Turkish President Recep Tayyip Erdogan, meanwhile, told CNN’s Becky Anderson that the image shocked him, too.
“When I saw that picture, it was in a family setting, unfortunately, and my children and my grandchildren, they saw the picture at the same time as me,” Erdogan said.
“To be honest, the whole Western world is to be blamed in my opinion on this issue,” he said. “When we saw it, we were devastated and we asked the question of ourselves: Where is humanity? Where is the conscience of humanity that a (2-year-old) child — and it’s not the first time this is happening. … Many children, mothers, fathers unfortunately have been drowned in the rough waters of the Mediterranean.”
Hungary: A chaotic transit stop
Trains packed with refugees left a station in Budapest on Thursday but stopped suddenly at a station outside the capital. Police gathered at the side of the track in Bicske.
A CNN crew on one of the trains said the families there, who boarded hoping to travel to Austria or ultimately Germany, were refusing to get off despite suffocating heat and limited food and water.
Tents and desks had been set up near the station in what the migrants feared was a relocation camp to transfer them to a nearby refugee center.
Meanwhile, Hungarian Prime Minister Viktor Orban met in Brussels, Belgium, with other EU leaders to discuss the crisis.
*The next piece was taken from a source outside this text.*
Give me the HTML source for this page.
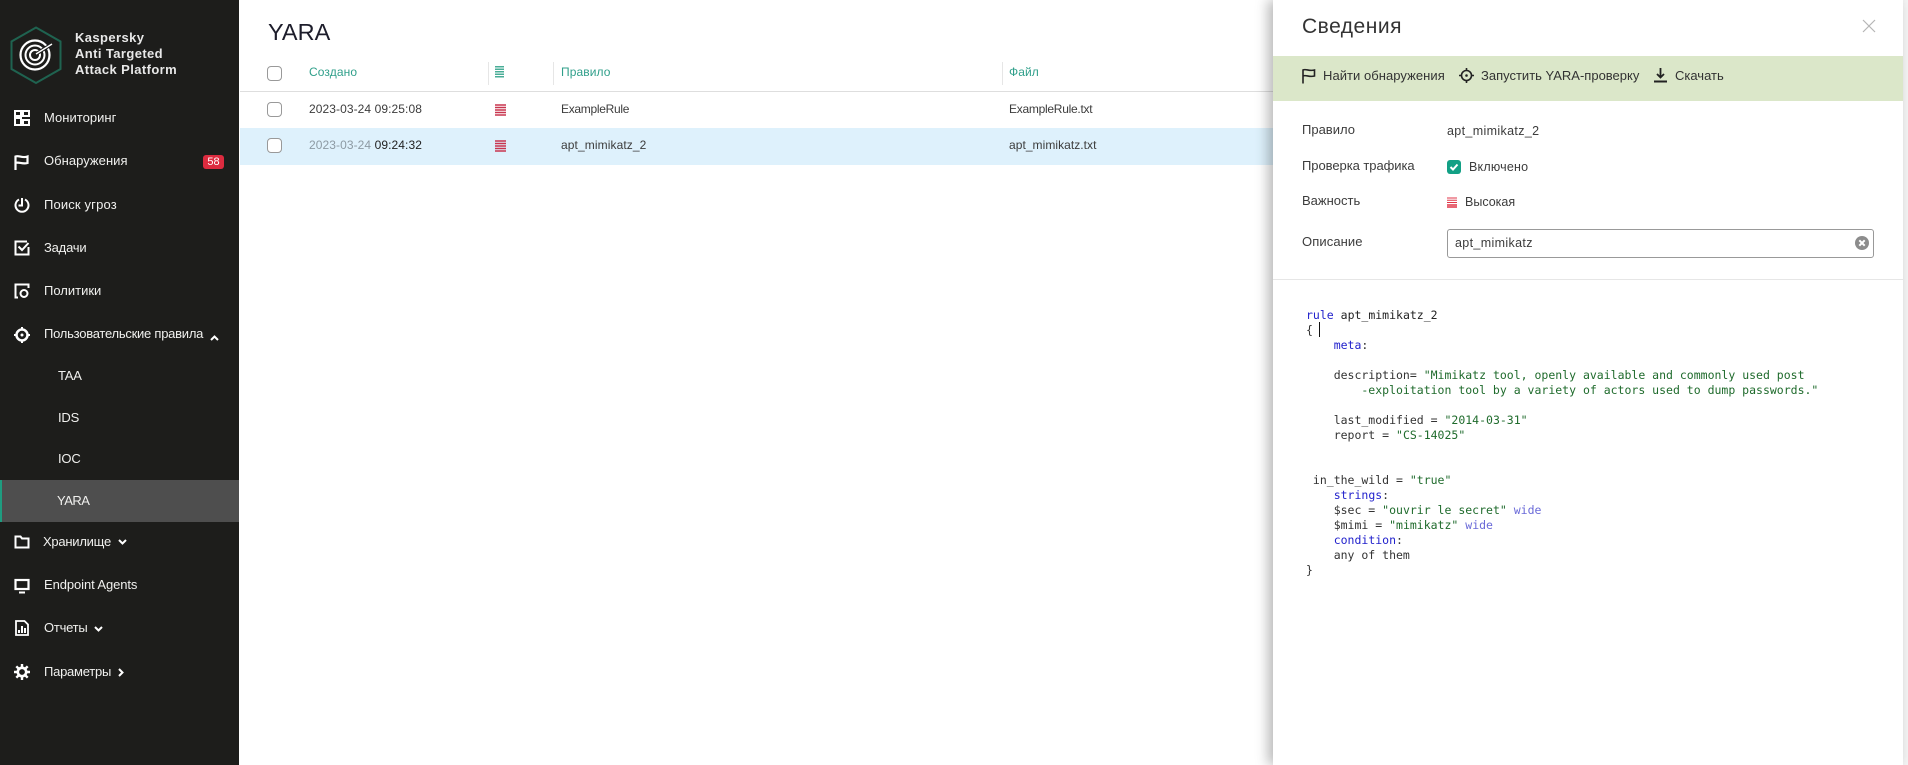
<!DOCTYPE html>
<html><head><meta charset="utf-8"><style>
html,body{margin:0;padding:0;background:#fff;}
body{width:1908px;height:765px;position:relative;overflow:hidden;font-family:"Liberation Sans",sans-serif;font-size:13px;color:#2a2a2a;}
.a{position:absolute;white-space:nowrap;line-height:20px;}
#side{position:absolute;left:0;top:0;width:239px;height:765px;background:#1d1d1b;color:#f0f0ee;}
#side svg{position:absolute;}
.s{font-size:13px;letter-spacing:.15px;}
.h{color:#2f9f8a;font-size:12px;letter-spacing:.1px;}
.g{color:#3c3c3c;}
.cb{position:absolute;width:13px;height:13px;border:1px solid #999;border-radius:4px;background:#fff;}
#panel{position:absolute;left:1273px;top:0;width:630px;height:765px;background:#fff;box-shadow:-5px 0 12px rgba(0,0,0,.28);}
#code{position:absolute;left:1306px;top:308px;font:11.5px/15px "DejaVu Sans Mono","Liberation Mono",monospace;color:#333;white-space:pre;margin:0;}
.k{color:#2222cc}.st{color:#1f6b2c}.w{color:#6a6ad8}
</style></head><body>
<div id="side">
<svg style="left:0;top:20px" width="72" height="72" viewBox="0 20 72 72" fill="none">
<path d="M36 27.5 60.5 41.5V69L36 83 11.5 69V41.5Z" stroke="#1f6350" stroke-width="2"/>
<circle cx="35" cy="55" r="14.5" stroke="#fff" stroke-width="2.2"/>
<circle cx="35" cy="55" r="9.5" stroke="#fff" stroke-width="2"/>
<circle cx="35" cy="55" r="5" stroke="#fff" stroke-width="2"/>
<path d="M36 54 52 44" stroke="#1d1d1b" stroke-width="3.5"/><path d="M36 54 52 44" stroke="#fff" stroke-width="1.4"/>
</svg>
<div class="a" style="left:75px;top:30px;font-size:13px;font-weight:bold;line-height:16px;white-space:pre;color:#e8e8e8;letter-spacing:.4px;">Kaspersky
Anti Targeted
Attack Platform</div>
<svg style="left:14px;top:110px" width="16" height="16" viewBox="0 0 16 16" fill="none" stroke="#fff" stroke-width="2"><rect x="1" y="1" width="6" height="5"/><rect x="9" y="1" width="6" height="5"/><rect x="1" y="8" width="6" height="7"/><rect x="9" y="10" width="6" height="5"/></svg>
<div class="a s" style="left:44px;top:108px;letter-spacing:.03px">Мониторинг</div>
<svg style="left:14px;top:154px" width="16" height="16" viewBox="0 0 16 16" fill="none" stroke="#fff" stroke-width="2.2"><path d="M1.5 16V2.5C5 1 8 4.5 13.5 2.5V9C8 10.500 5 7.500 1.500 9"/></svg>
<div class="a s" style="left:44px;top:151px;letter-spacing:.04px">Обнаружения</div>
<div class="a" style="left:203px;top:155px;width:21px;height:14px;background:#dc2b3f;border-radius:3px;color:#fff;font-size:11px;line-height:14px;text-align:center;">58</div>
<svg style="left:14px;top:197px" width="16" height="16" viewBox="0 0 16 16" fill="none" stroke="#fff" stroke-width="2"><path d="M5 2.500A6.500 6.500 0 1 0 11 2.500"/><path d="M8 1V8.500H4.500"/></svg>
<div class="a s" style="left:44px;top:195px">Поиск угроз</div>
<svg style="left:14px;top:240px" width="16" height="16" viewBox="0 0 16 16" fill="none" stroke="#fff" stroke-width="2"><path d="M13 1.500H1.500V14.500H14.500V7"/><path d="M4.500 6.500 8 10 14.500 3"/></svg>
<div class="a s" style="left:44px;top:238px;letter-spacing:-.2px">Задачи</div>
<svg style="left:14px;top:283px" width="16" height="16" viewBox="0 0 16 16" fill="none" stroke="#fff" stroke-width="2"><path d="M4 14.500H1.500V1.500H14.500V5"/><circle cx="10" cy="10.500" r="3.500"/></svg>
<div class="a s" style="left:44px;top:281px;letter-spacing:0">Политики</div>
<svg style="left:14px;top:327px" width="16" height="16" viewBox="0 0 16 16" fill="none" stroke="#fff"><circle cx="8" cy="8" r="5.500" stroke-width="2.500"/><path d="M8 0V3M8 13V16M0 8H3M13 8H16" stroke-width="2"/><circle cx="8" cy="8" r="1" fill="#fff"/></svg>
<div class="a s" style="left:44px;top:324px;letter-spacing:-.25px">Пользовательские правила</div>
<svg style="left:210px;top:334px" width="9" height="8" viewBox="0 0 9 8" fill="none" stroke="#fff" stroke-width="2"><path d="M1 6 4.500 2.500 8 6"/></svg>
<div class="a s" style="left:58px;top:366px;letter-spacing:-.2px">TAA</div>
<div class="a s" style="left:58px;top:408px;letter-spacing:-.2px">IDS</div>
<div class="a s" style="left:58px;top:449px;letter-spacing:-.2px">IOC</div>
<div style="position:absolute;left:0;top:480px;width:239px;height:42px;background:#4e4e4e;"></div>
<div style="position:absolute;left:0;top:480px;width:2px;height:42px;background:#1f9c80;"></div>
<div class="a s" style="left:57px;top:491px;letter-spacing:-.5px">YARA</div>
<svg style="left:14px;top:534px" width="16" height="16" viewBox="0 0 16 16" fill="none" stroke="#fff" stroke-width="2"><path d="M1.500 2.500H6.500L8 4.500H14.500V13.500H1.500Z"/></svg>
<div class="a s" style="left:43px;top:532px;letter-spacing:-.25px">Хранилище</div>
<svg style="left:118px;top:538px" width="9" height="8" viewBox="0 0 9 8" fill="none" stroke="#fff" stroke-width="2"><path d="M1 2 4.500 5.500 8 2"/></svg>
<svg style="left:14px;top:578px" width="16" height="16" viewBox="0 0 16 16" fill="none" stroke="#fff" stroke-width="2.200"><rect x="1.500" y="2" width="13" height="9"/><path d="M5 14.500H11" stroke-width="2"/></svg>
<div class="a s" style="left:44px;top:575px;letter-spacing:-.09px">Endpoint Agents</div>
<svg style="left:15px;top:620px" width="14" height="16" viewBox="0 0 14 16" fill="none" stroke="#fff" stroke-width="1.800"><path d="M1 15V1H9.500L13 4.500V15Z"/><path d="M4 13V10M7 13V6M10 13V8" stroke-width="2"/></svg>
<div class="a s" style="left:44px;top:618px;letter-spacing:-.25px">Отчеты</div>
<svg style="left:94px;top:625px" width="9" height="8" viewBox="0 0 9 8" fill="none" stroke="#fff" stroke-width="2"><path d="M1 2 4.500 5.500 8 2"/></svg>
<svg style="left:14px;top:664px" width="16" height="16" viewBox="0 0 16 16" fill="none" stroke="#fff"><circle cx="8" cy="8" r="4.200" stroke-width="2.600"/><path d="M8 0V3M8 13V16M0 8H3M13 8H16M2.300 2.300 4.500 4.500M11.500 11.500 13.700 13.700M13.700 2.300 11.500 4.500M4.500 11.500 2.300 13.700" stroke-width="2.400"/></svg>
<div class="a s" style="left:44px;top:662px;letter-spacing:-.25px">Параметры</div>
<svg style="left:117px;top:668px" width="8" height="9" viewBox="0 0 8 9" fill="none" stroke="#fff" stroke-width="2"><path d="M2 1 5.500 4.500 2 8"/></svg>
</div>

<div class="a" style="left:268px;top:18px;font-size:23.5px;line-height:28px;color:#1d1d2b;">YARA</div>
<div class="cb" style="left:267px;top:66px"></div>
<div class="a h" style="left:309px;top:62px">Создано</div>
<div style="position:absolute;left:488px;top:62px;width:1px;height:23px;background:#e6e6e6"></div>
<svg style="position:absolute;left:495px;top:66px" width="10" height="13" viewBox="0 0 10 13"><path d="M0 .750H9M0 3.250H9M0 5.750H9M0 8.250H9M0 10.750H9" stroke="#49ad97" stroke-width="1.500"/></svg>
<div style="position:absolute;left:553px;top:62px;width:1px;height:23px;background:#e6e6e6"></div>
<div class="a h" style="left:561px;top:62px">Правило</div>
<div style="position:absolute;left:1002px;top:62px;width:1px;height:23px;background:#e6e6e6"></div>
<div class="a h" style="left:1009px;top:62px">Файл</div>
<div style="position:absolute;left:240px;top:91px;width:1040px;height:1px;background:#dedede"></div>
<div style="position:absolute;left:240px;top:128px;width:1040px;height:37px;background:#def1fc"></div>

<div class="cb" style="left:267px;top:102px"></div>
<div class="a g" style="left:309px;top:99px;font-size:12px;letter-spacing:.08px">2023-03-24 09:25:08</div>
<svg style="position:absolute;left:495px;top:104px" width="11" height="12" viewBox="0 0 11 12"><path d="M0 1H11M0 3.500H11M0 6H11M0 8.500H11M0 11H11" stroke="#c8354f" stroke-width="1.400"/></svg>
<div class="a g" style="left:561px;top:99px;font-size:12px;letter-spacing:-.3px">ExampleRule</div>
<div class="a g" style="left:1009px;top:99px;font-size:12px;letter-spacing:-.27px">ExampleRule.txt</div>

<div class="cb" style="left:267px;top:138px"></div>
<div class="a" style="left:309px;top:135px;font-size:12px;letter-spacing:.08px;color:#222"><span style="color:#8d9aa3">2023-03-24</span> 09:24:32</div>
<svg style="position:absolute;left:495px;top:140px" width="11" height="12" viewBox="0 0 11 12"><path d="M0 1H11M0 3.500H11M0 6H11M0 8.500H11M0 11H11" stroke="#c8354f" stroke-width="1.400"/></svg>
<div class="a g" style="left:561px;top:135px;font-size:12px;letter-spacing:.1px">apt_mimikatz_2</div>
<div class="a g" style="left:1009px;top:135px;font-size:12px;letter-spacing:.05px">apt_mimikatz.txt</div>

<div style="position:absolute;left:1903px;top:0;width:5px;height:765px;background:#f4f4f4"></div>
<div id="panel"></div>
<div class="a" style="left:1302px;top:13px;font-size:21px;line-height:28px;color:#333;letter-spacing:.5px">Сведения</div>
<svg style="position:absolute;left:1862px;top:19px" width="14" height="14" viewBox="0 0 14 14"><path d="M1 1 13 13M13 1 1 13" stroke="#b5b5b5" stroke-width="1.200"/></svg>
<div style="position:absolute;left:1273px;top:56px;width:630px;height:45px;background:#dbe7c9"></div>
<svg style="position:absolute;left:1302px;top:68px" width="14" height="16" viewBox="0 0 14 16" fill="none" stroke="#222" stroke-width="1.600"><path d="M1 15.500V2C4 .500 7 3.500 12.500 2V8C7 9.500 4 6.500 1 8"/></svg>
<div class="a" style="left:1323px;top:66px;font-size:13px;letter-spacing:.05px;color:#333">Найти обнаружения</div>
<svg style="position:absolute;left:1459px;top:68px" width="15" height="15" viewBox="0 0 15 15" fill="none" stroke="#222"><circle cx="7.500" cy="7.500" r="5" stroke-width="1.600"/><path d="M7.500 0V3M7.500 12V15M0 7.500H3M12 7.500H15" stroke-width="1.600"/><circle cx="7.500" cy="7.500" r=".8" fill="#222"/></svg>
<div class="a" style="left:1481px;top:66px;font-size:13px;letter-spacing:0;color:#333">Запустить YARA-проверку</div>
<svg style="position:absolute;left:1653px;top:67px" width="15" height="16" viewBox="0 0 15 16" fill="none" stroke="#222" stroke-width="1.800"><path d="M7.500 1V10M4 7 7.500 10.500 11 7"/><path d="M1 14.500H14" stroke-width="2"/></svg>
<div class="a" style="left:1675px;top:66px;font-size:13px;letter-spacing:0;color:#333">Скачать</div>

<div class="a g" style="left:1302px;top:120px">Правило</div>
<div class="a g" style="left:1447px;top:121px;font-size:12.500px;letter-spacing:.35px">apt_mimikatz_2</div>
<div class="a g" style="left:1302px;top:156px;letter-spacing:-.05px">Проверка трафика</div>
<div style="position:absolute;left:1447px;top:160px;width:14px;height:14px;background:#12a085;border-radius:3px"></div>
<svg style="position:absolute;left:1447px;top:160px" width="14" height="14" viewBox="0 0 14 14" fill="none" stroke="#fff" stroke-width="2"><path d="M3.500 7 6 9.500 10.500 4.500"/></svg>
<div class="a g" style="left:1469px;top:157px;font-size:12.500px;letter-spacing:.2px">Включено</div>
<div class="a g" style="left:1302px;top:191px">Важность</div>
<svg style="position:absolute;left:1447px;top:197px" width="10" height="11" viewBox="0 0 10 11"><path d="M0 1H10M0 3.250H10M0 5.500H10" stroke="#e03648" stroke-width="1"/><path d="M0 8H10M0 10H10" stroke="#e03648" stroke-width="1.400"/></svg>
<div class="a g" style="left:1465px;top:192px;font-size:12.500px;letter-spacing:0">Высокая</div>
<div class="a g" style="left:1302px;top:232px;letter-spacing:.1px">Описание</div>
<div style="position:absolute;left:1447px;top:229px;width:425px;height:27px;border:1px solid #999;border-radius:3px;background:#fff"></div>
<div class="a g" style="left:1455px;top:233px;font-size:12.500px;letter-spacing:.35px">apt_mimikatz</div>
<svg style="position:absolute;left:1855px;top:236px" width="14" height="14" viewBox="0 0 14 14"><circle cx="7" cy="7" r="7" fill="#8c8c8c"/><path d="M4.300 4.300 9.700 9.700M9.700 4.300 4.300 9.700" stroke="#fff" stroke-width="2"/></svg>
<div style="position:absolute;left:1273px;top:279px;width:630px;height:1px;background:#e6e6e6"></div>

<div style="position:absolute;left:1319px;top:322px;width:1px;height:15px;background:#111"></div>
<pre id="code"><span class="k">rule</span> <span style="color:#222">apt_mimikatz_2</span>
{
    <span class="k">meta</span>:

    description= <span class="st">"Mimikatz tool, openly available and commonly used post</span>
<span class="st">        -exploitation tool by a variety of actors used to dump passwords."</span>

    last_modified = <span class="st">"2014-03-31"</span>
    report = <span class="st">"CS-14025"</span>


 in_the_wild = <span class="st">"true"</span>
    <span class="k">strings</span>:
    $sec = <span class="st">"ouvrir le secret"</span> <span class="w">wide</span>
    $mimi = <span class="st">"mimikatz"</span> <span class="w">wide</span>
    <span class="k">condition</span>:
    any of them
}</pre>
</body></html>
His nation, a transit point for migrants trying to make their way north, has responded by erecting a fence along its border with Serbia.
“The problem is not a European problem; the problem is a German problem,” he said.
Germany’s government said last month it expected up to 800,000 asylum seekers to come this year — four times more than in 2014. But, Orban said, German Chancellor Angela Merkel has said that they must be registered before leaving Hungary.
“All of them would like to go to Germany; our job is only to register them,” Orban said.
France: ‘Welcome those who are pushed out’
French President Francois Hollande said Thursday that it’s “time to act” to prevent more tragedies such as the death of Aylan Kurdi, the refugee toddler whose body was photographed after it washed up on a Turkish beach — called upon Europe’s conscience.
“An image goes around the world and brings out emotion. It is shared,” he said.
“Europe is a group of principles, of values which oblige us to welcome those who are pushed out and look for refuge because they are persecuted.” He said some of the 4 million displaced people in Syria have been “welcomed by neighboring countries that are themselves suffering.”
Hollande said he had spoken to Turkish President Recep Tayyip Erdogan about the crisis.
Czech Republic: Removed from trains, marked in ink
Czech authorities said this week that they’ve started to remove migrants traveling without documentation from trains.
In some instances, Czech police have been marking and numbering the migrants with washable ink.
“We cannot let people without any documents and identification travel through the Czech territory. We have to question them. It’s our legal obligation,” said Katerina Rendlova, a Czech immigration official.
“I know other states are not doing it, letting them pass freely to the next country, but we have laws that don’t allow us to do it.”
Italy: Border controls with Austria reinstated
Foreign Ministers Paolo Gentiloni of Italy, Frank-Walter Steinmeier of Germany and Laurent Fabius of France have presented the European Union with a joint document calling for a revision of asylum rules and a fairer distribution of refugees, according to the Italian Foreign Ministry.
Italian authorities on Wednesday said they were temporarily reinstating border controls at the Italian-Austrian line in the Alto Adige region.
This is after Bavarian authorities in Germany requested them to do so because they are “overwhelmed” by the influx of migrants, according to a statement by Italy’s Bolzano prefecture.
Bavaria has had a great number of refugees arriving mainly from the Balkan route, and the situation is getting difficult to handle, the Italian statement said.
United Kingdom: Pressure on to take more refugees
Prime Minister David Cameron has come under new pressure to offer shelter to more refugees from the Middle East after saying the best policy was to focus on bringing peace to the region.
The Council of Europe commissioner for human rights, Nils Muiznieks, said that Cameron’s position “seriously concerned” him.
“The truth is that at the moment the UK is doing much less than other European countries, like Germany or Sweden, which give refuge to thousands of Syrians,” Muiznieks said in a statement.
An online petition calling for the UK Parliament to accept more asylum seekers has passed the 100,000 mark required to ensure debate.
“We can’t allow refugees who have risked their lives to escape horrendous conflict and violence to be left living in dire, unsafe and inhumane conditions in Europe. We must help,” the petition states.